First, the upper half of the model isn’t quite square (thus there are some gaps between the upper floor and the walls). This was much more obvious before the roof went on. The culprit is probably that there are too few tabs to force alignment of between the upper floor and the walls: tabs and slots create alignment between the lower floor and the walls, the lower floor and the internal supports, and between the upper floor and the internal supports. I suspect some tabs and slots between the upper floor and the walls would have fixed this.

Second the curved front wall does not fit seamlessly. When I first mounted it there were fairly significant gaps, especially on the top half of windows which are not held directly in place. I solved this by adding small cardboard wings to fill in the gaps.

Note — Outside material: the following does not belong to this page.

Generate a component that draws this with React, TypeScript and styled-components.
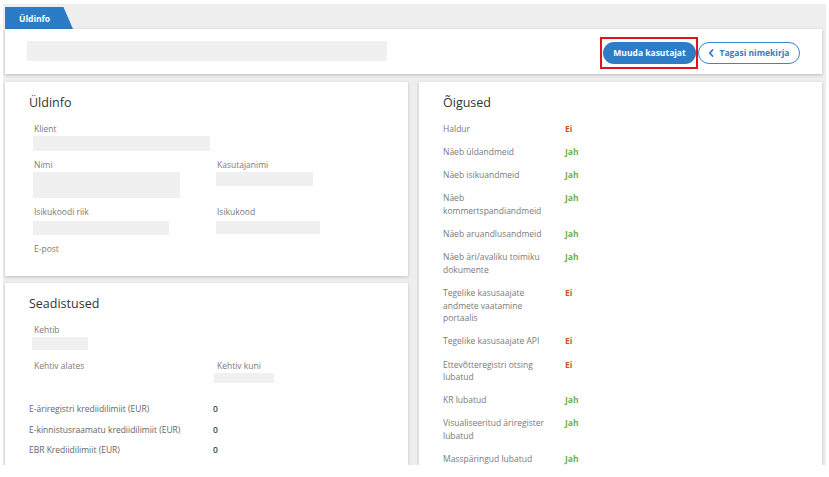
import React from "react";
import styled, { createGlobalStyle } from "styled-components";

const Global = createGlobalStyle`
  html, body { margin: 0; padding: 0; background: #ffffff; }
  body { font-family: "Open Sans", "Noto Sans", sans-serif; }
  * { box-sizing: border-box; }
`;

const Page = styled.div`
  margin: 4px 3px 0 3px;
  height: 461px;
  background: #eeeeee;
  overflow: hidden;
  padding: 0 4px 0 2px;
`;

const TabBar = styled.div`
  height: 25px;
  display: flex;
  align-items: flex-end;
`;

const Tab = styled.div`
  height: 22px;
  width: 68px;
  background: #2b7cc6;
  color: #fff;
  font-size: 8.5px;
  font-weight: 700;
  display: flex;
  align-items: center;
  padding-left: 14px;
  clip-path: polygon(0 0, 86% 0, 100% 100%, 0 100%);
`;

const HeaderCard = styled.div`
  height: 45px;
  background: #fff;
  box-shadow: 0 1px 3px rgba(0, 0, 0, 0.22);
  display: flex;
  align-items: center;
  padding: 0 22px;
  position: relative;
`;

const Placeholder = styled.div<{ $w: number; $h: number; $mt?: number; $ml?: number }>`
  width: ${(p) => p.$w}px;
  height: ${(p) => p.$h}px;
  margin-top: ${(p) => p.$mt ?? 0}px;
  margin-left: ${(p) => p.$ml ?? 0}px;
  background: #f0f0f0;
`;

const Actions = styled.div`
  margin-left: auto;
  display: flex;
  align-items: center;
  margin-top: 2px;
`;

const Highlight = styled.div`
  border: 2px solid #e0141b;
  padding: 3px 0 3px 1px;
  display: flex;
`;

const PrimaryButton = styled.button`
  height: 22px;
  width: 93px;
  border: none;
  border-radius: 11px;
  background: #2d7cc5;
  color: #fff;
  font-family: "Open Sans", sans-serif;
  font-weight: 700;
  font-size: 8.5px;
  padding: 0;
`;

const OutlineButton = styled.button`
  height: 22px;
  width: 102px;
  border: 1px solid #3a86cc;
  border-radius: 11px;
  background: #fff;
  color: #2d7cc5;
  font-family: "Open Sans", sans-serif;
  font-weight: 700;
  font-size: 8.5px;
  display: flex;
  align-items: center;
  justify-content: center;
  gap: 5px;
  padding: 0;
`;

const Columns = styled.div`
  margin-top: 8px;
  display: grid;
  grid-template-columns: 403px 403px;
  column-gap: 11px;
  align-items: start;
`;

const LeftColumn = styled.div`
  display: flex;
  flex-direction: column;
  gap: 7px;
`;

const Card = styled.div<{ $h?: number }>`
  background: #fff;
  box-shadow: 0 1px 3px rgba(0, 0, 0, 0.2);
  padding: 13px 24px 12px 24px;
  ${(p) => (p.$h ? `height: ${p.$h}px;` : "")}
`;

const CardTitle = styled.h2`
  margin: 0 0 12px 0;
  font-size: 12.5px;
  line-height: 16px;
  font-weight: 400;
  color: #333;
`;

const FieldGrid = styled.div<{ $gap: number }>`
  display: grid;
  grid-template-columns: 183px auto;
  row-gap: ${(p) => p.$gap}px;
  padding-left: 4px;
  align-items: start;
`;

const Field = styled.div<{ $span?: boolean }>`
  display: flex;
  flex-direction: column;
  ${(p) => (p.$span ? "grid-column: 1 / -1;" : "")}
`;

const Label = styled.div`
  font-size: 8.5px;
  line-height: 12px;
  color: #7a7a7a;
  padding-left: 1px;
`;

const CreditList = styled.div`
  display: grid;
  grid-template-columns: 184px auto;
  row-gap: 8.5px;
  margin-top: 20px;
`;

const CreditLabel = styled.div`
  font-size: 8.5px;
  line-height: 12px;
  color: #666;
`;

const CreditValue = styled.div`
  font-size: 8.5px;
  line-height: 12px;
  color: #444;
  font-weight: 600;
`;

const RightsGrid = styled.div`
  display: grid;
  grid-template-columns: 122px auto;
  row-gap: 10.4px;
`;

const RightLabel = styled.div`
  font-size: 8.5px;
  line-height: 12.7px;
  color: #7a7a7a;
  padding-right: 14px;
`;

const RightValue = styled.div<{ $yes: boolean }>`
  font-size: 8.5px;
  line-height: 12.7px;
  font-weight: 700;
  color: ${(p) => (p.$yes ? "#6bb24a" : "#cc5424")};
`;

const rights: [string, boolean][] = [
  ["Haldur", false],
  ["Näeb üldandmeid", true],
  ["Näeb isikuandmeid", true],
  ["Näeb kommertspandiandmeid", true],
  ["Näeb aruandlusandmeid", true],
  ["Näeb äri/avaliku toimiku dokumente", true],
  ["Tegelike kasusaajate andmete vaatamine portaalis", false],
  ["Tegelike kasusaajate API", false],
  ["Ettevõtteregistri otsing lubatud", false],
  ["KR lubatud", true],
  ["Visualiseeritud äriregister lubatud", true],
  ["Masspäringud lubatud", true],
];

const credits = [
  "E-äriregistri krediidilimiit (EUR)",
  "E-kinnistusraamatu krediidilimiit (EUR)",
  "EBR Krediidilimiit (EUR)",
];

const Chevron = () => (
  <svg width="6" height="8" viewBox="0 0 6 8" fill="none">
    <path d="M4.5 1 L1.8 4 L4.5 7" stroke="#2d7cc5" strokeWidth="1.8" strokeLinecap="round" strokeLinejoin="round" />
  </svg>
);

export default function App() {
  return (
    <>
      <Global />
      <Page>
        <TabBar>
          <Tab>Üldinfo</Tab>
        </TabBar>
        <HeaderCard>
          <Placeholder $w={360} $h={20} $mt={-2} />
          <Actions>
            <Highlight>
              <PrimaryButton>Muuda kasutajat</PrimaryButton>
            </Highlight>
            <OutlineButton>
              <Chevron />
              Tagasi nimekirja
            </OutlineButton>
          </Actions>
        </HeaderCard>
        <Columns>
          <LeftColumn>
            <Card $h={194}>
              <CardTitle>Üldinfo</CardTitle>
              <FieldGrid $gap={8}>
                <Field $span>
                  <Label>Klient</Label>
                  <Placeholder $w={177} $h={15} $mt={1} />
                </Field>
                <Field>
                  <Label>Nimi</Label>
                  <Placeholder $w={147} $h={26} $mt={1} />
                </Field>
                <Field>
                  <Label>Kasutajanimi</Label>
                  <Placeholder $w={97} $h={14} $mt={1} />
                </Field>
                <Field>
                  <Label>Isikukoodi riik</Label>
                  <Placeholder $w={136} $h={14} $mt={3} />
                </Field>
                <Field>
                  <Label>Isikukood</Label>
                  <Placeholder $w={104} $h={13} $mt={3} />
                </Field>
                <Field $span>
                  <Label>E-post</Label>
                </Field>
              </FieldGrid>
            </Card>
            <Card $h={200}>
              <CardTitle>Seadistused</CardTitle>
              <FieldGrid $gap={10}>
                <Field $span>
                  <Label>Kehtib</Label>
                  <Placeholder $w={56} $h={13} $mt={1} $ml={-1} />
                </Field>
                <Field>
                  <Label>Kehtiv alates</Label>
                </Field>
                <Field>
                  <Label>Kehtiv kuni</Label>
                  <Placeholder $w={60} $h={10} $mt={1} $ml={-2} />
                </Field>
              </FieldGrid>
              <CreditList>
                {credits.map((c) => (
                  <React.Fragment key={c}>
                    <CreditLabel>{c}</CreditLabel>
                    <CreditValue>0</CreditValue>
                  </React.Fragment>
                ))}
              </CreditList>
            </Card>
          </LeftColumn>
          <Card $h={400}>
            <CardTitle>Õigused</CardTitle>
            <RightsGrid>
              {rights.map(([l, v]) => (
                <React.Fragment key={l}>
                  <RightLabel>{l}</RightLabel>
                  <RightValue $yes={v}>{v ? "Jah" : "Ei"}</RightValue>
                </React.Fragment>
              ))}
            </RightsGrid>
          </Card>
        </Columns>
      </Page>
    </>
  );
}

I think the curved wall was the right design decision (a flat version did not look right in the CAD renderings), however curved surfaces and laser-cutting wood do not go together too easily.

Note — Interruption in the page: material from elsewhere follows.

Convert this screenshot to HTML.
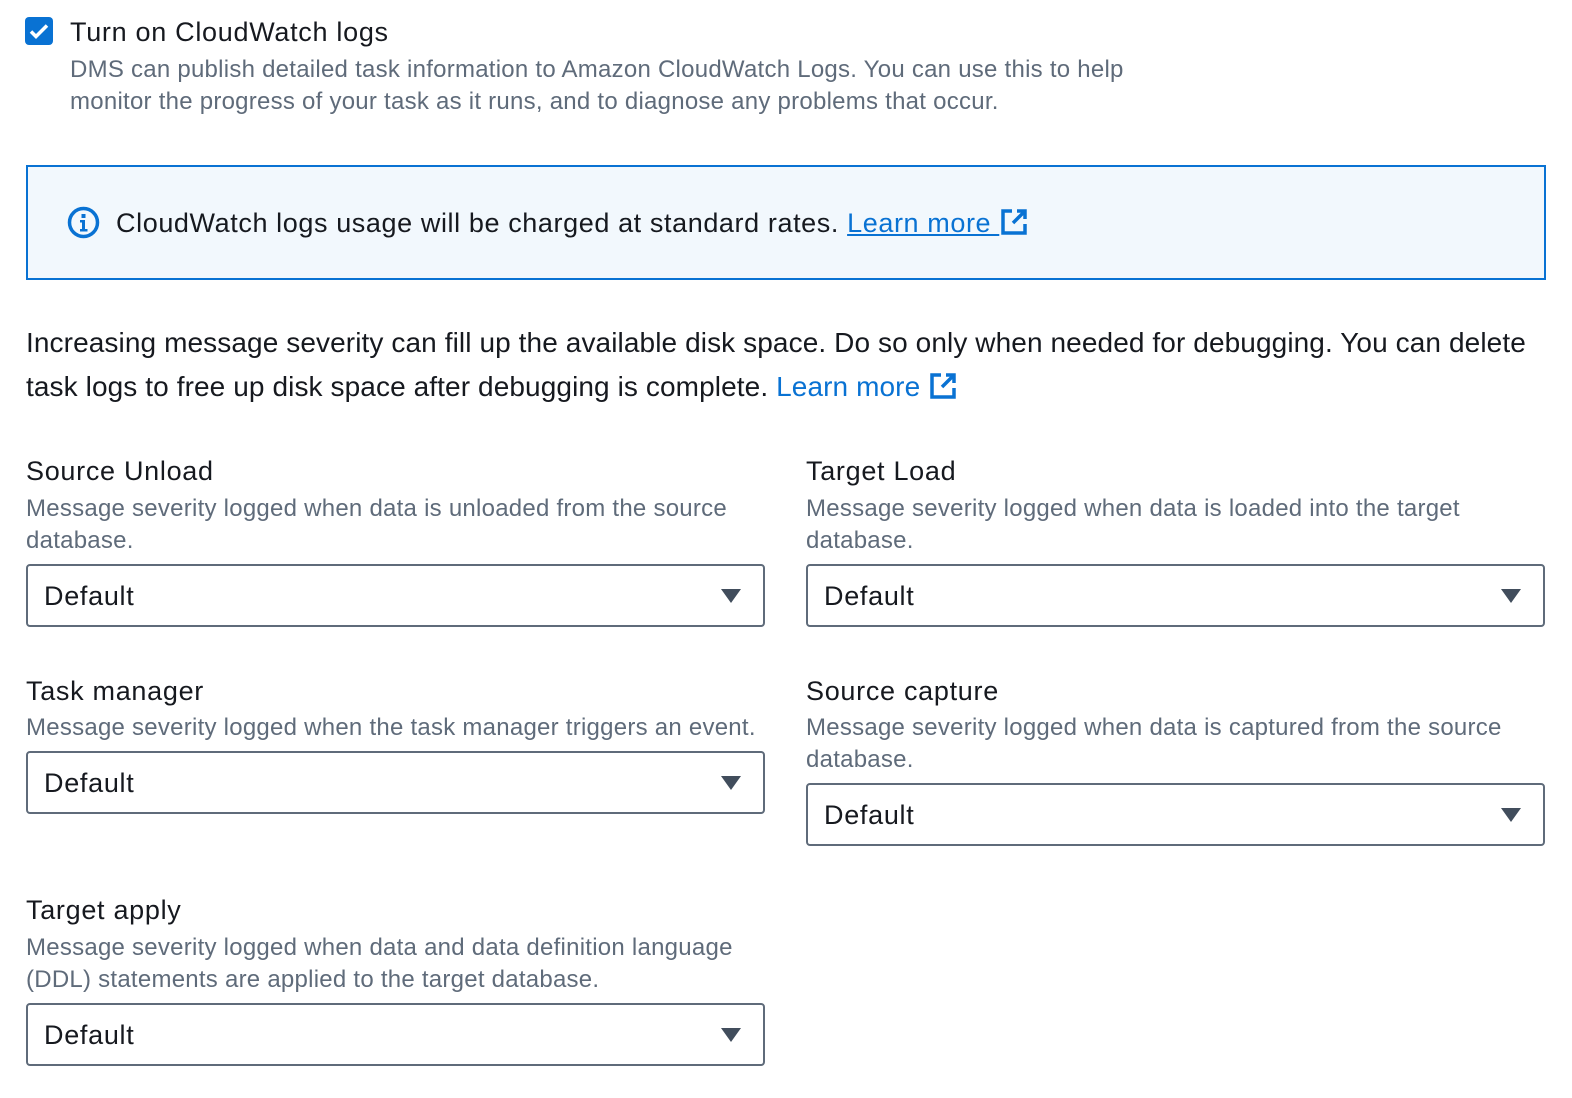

Front without card — Before and after photo showing the gaps between the curved front and the sides, and the appearance after adding card wings.

Front with card — Before and after photo showing the gaps between the curved front and the sides, and the appearance after adding card wings.

Finally, the alignment tabs are a little too visible on the outside (even after painting). Commercial kits usually solve this by using double-layered walls: an inner layer with alignment holes and an outer layer to cover them. Whether this would have been worth the extra material and cutting costs for this project is debatable.

In terms of cost, the tram ended up being similar to most of the commercial kits available (of the order of £100). My model is relatively large although not overly detailed (both of which affect laser-cutting costs). There are doubtless some savings from laser-cutting a model in bulk, but equally the cost here does not account for my time. The advantage of DIY laser-cutting looks to be the ability to make something unique and otherwise unavailable rather than a cost-saving exercise.